Mendelssohn’s output for cello and piano is rather small: he wrote for that combination just two Sonatas and the Variations concertantes. The First Sonata in B flat (opus 45) was created with his brother Paul in mind. Through most of his life, Paul was connected with the banking profession, and served as a trusted advisor to his brother Felix, and later to Cecile, the composer’s widow; he was also an accomplished amateur cellist. Felix also wrote his brilliant Variations concertantes for him. The Sonata in D Major is a much more virtuosic composition, and actually could also be called “Sonata-Concertante,” for the dominating element is that of virtuosity. Written in 1843, the work was performed in 1845 in London by the composer assisted by Piatti, one of the great cellists of the epoch. The two outer movements are about the most ebullient, cheerful, and optimistic of all Mendelssohn chamber music: the last movement is even more gracious and sparkling than its predecessor. The mood of the first movement and its repeated triplet chords remind one quite a bit of the “Italian” Symphony. The second movement Allegretto employs canonic writing and challenges the piano to imitate the cello’s pizzicato. At the end of the middle episode, which could be considered a Trio section, Mendelssohn throws at the pianist an extended, very demanding, stormy passage in left‑hand octaves. In the following chorale Adagio, some listeners are reminded of the oratorio Elijah or simply put, cantorial chant. Here Mendelssohn combines two distinct heritages, Protestant and cantorial-Jewish. The exhilarating, lifting finale in a form of a rondo, in mood and character akin to the last movements of either the famous Violin Concerto or “Italian” Symphony, dramatically starts attaca and for almost two dozen measures builds tension by withholding the tonic. It is a true charmer, elating, breathtaking, and exceedingly demanding for the pianist.

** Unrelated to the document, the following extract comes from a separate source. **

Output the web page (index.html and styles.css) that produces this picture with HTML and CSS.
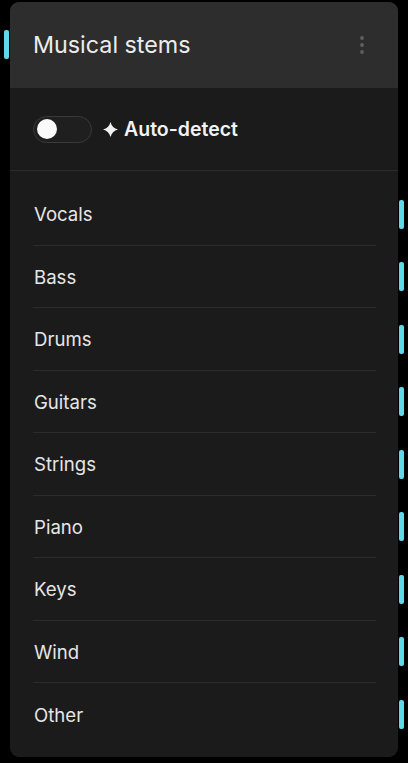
FILE: index.html
```html
<!DOCTYPE html>
<html lang="en">
<head>
    <meta charset="UTF-8">
    <meta name="viewport" content="width=device-width, initial-scale=1.0">
    <title>Musical stems</title>
    <link rel="stylesheet" href="styles.css">
</head>
<body>
    <div class="panel">
        <span class="handle handle-left"></span>

        <div class="panel-header">
            <h1>Musical stems</h1>
            <svg class="kebab" width="6" height="20" viewBox="0 0 6 20">
                <circle cx="3" cy="3" r="1.9" fill="#5f5f5f"/>
                <circle cx="3" cy="10" r="1.9" fill="#5f5f5f"/>
                <circle cx="3" cy="17" r="1.9" fill="#5f5f5f"/>
            </svg>
        </div>

        <div class="auto-detect">
            <span class="toggle"><span class="knob"></span></span>
            <svg class="sparkle" width="15" height="15" viewBox="0 0 16 16">
                <path d="M8 0 Q9.6 6.4 16 8 Q9.6 9.6 8 16 Q6.4 9.6 0 8 Q6.4 6.4 8 0 Z" fill="#f2f2f2"/>
            </svg>
            <span class="auto-label">Auto-detect</span>
        </div>

        <ul class="stems">
            <li class="stem">Vocals<span class="handle handle-right"></span></li>
            <li class="stem">Bass<span class="handle handle-right"></span></li>
            <li class="stem">Drums<span class="handle handle-right"></span></li>
            <li class="stem">Guitars<span class="handle handle-right"></span></li>
            <li class="stem">Strings<span class="handle handle-right"></span></li>
            <li class="stem">Piano<span class="handle handle-right"></span></li>
            <li class="stem">Keys<span class="handle handle-right"></span></li>
            <li class="stem">Wind<span class="handle handle-right"></span></li>
            <li class="stem">Other<span class="handle handle-right"></span></li>
        </ul>
    </div>
</body>
</html>
```

FILE: styles.css
```css
* {
    margin: 0;
    padding: 0;
    box-sizing: border-box;
}

body {
    font-family: Inter, 'Noto Sans', sans-serif;
    background: #000;
    padding: 2px 10px 0 10px;
    width: 408px;
    height: 763px;
    overflow: hidden;
}

.panel {
    position: relative;
    width: 388px;
    height: 755px;
    background: #1b1b1b;
    border-radius: 9px;
}

.panel-header {
    height: 86px;
    background: #2d2d2d;
    border-radius: 9px 9px 0 0;
    display: flex;
    align-items: center;
    justify-content: space-between;
    padding: 0 33px 0 23px;
}

.panel-header h1 {
    font-size: 23.3px;
    font-weight: 400;
    color: #ececec;
    margin-top: -1px;
}

.kebab {
    margin-top: -1px;
}

.handle {
    position: absolute;
    width: 5px;
    height: 29px;
    background: #5fd8ea;
    border-radius: 2px;
}

.handle-left {
    left: -6px;
    top: 28px;
}

.handle-right {
    top: 50%;
    margin-top: -14px;
}

.auto-detect {
    height: 83px;
    border-bottom: 1px solid #2b2b2b;
    display: flex;
    align-items: center;
    padding: 0 23px;
}

.toggle {
    width: 59px;
    height: 27px;
    border: 1px solid #3a3a3a;
    border-radius: 14px;
    background: #1f1f1f;
    display: flex;
    align-items: center;
    padding-left: 3px;
}

.knob {
    width: 20px;
    height: 20px;
    border-radius: 50%;
    background: #fafafa;
}

.sparkle {
    margin-left: 11px;
    margin-right: 6px;
}

.auto-label {
    color: #f2f2f2;
    font-size: 19.5px;
    font-weight: 600;
    margin-top: -1px;
}

.stems {
    list-style: none;
    padding: 12px 22px 0 23px;
}

.stem {
    position: relative;
    height: 62.5px;
    display: flex;
    align-items: center;
    font-size: 18.6px;
    color: #e6e6e6;
    border-bottom: 1px solid #2b2b2b;
    padding-left: 1px;
    padding-top: 1px;
}

.stem:last-child {
    border-bottom: none;
}

.stem .handle-right {
    right: -28px;
}
```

In its outer movements, this Sonata needs from both performers incredible fleetness and lightness of touch as well as the sense of almost exhilaration, and abandon. I am happy to report that both our soloists delivered it in abundance. What one sometimes lacks in performances of Mendelssohn is that hint of capaciousness and elegance which makes this music so much more appealing. And in the performance of Isserlis and Denk, we had those two very important elements ever‑present. Mr. Denk is an elegant pianist with effortless technique and innate musicality and those qualities make him such a much sought‑after partner.
I simply don’t recall the D Major Sonata performed as ardently and ecstatically and, as already stated, much of the credit should be given to the formidable pianist who we were lucky to have as a substitute that evening.
After a very enthusiastic standing ovation, the audience was favored with an encore; after those two Mendelssohn works, one might have expected more of that composer (like for instance a little gem and made‑for‑an‑encore Song Without Words opus 109) but instead, we heard an arrangement of Bach’s chorale Ich ruf zu Dir, more frequently performed in Busoni’s solo piano arrangement. But since it was an evening featuring both Bach and Mendelssohn, it was not all that inappropriate to be sent home smiling and singing one of Bach’s organ chorales.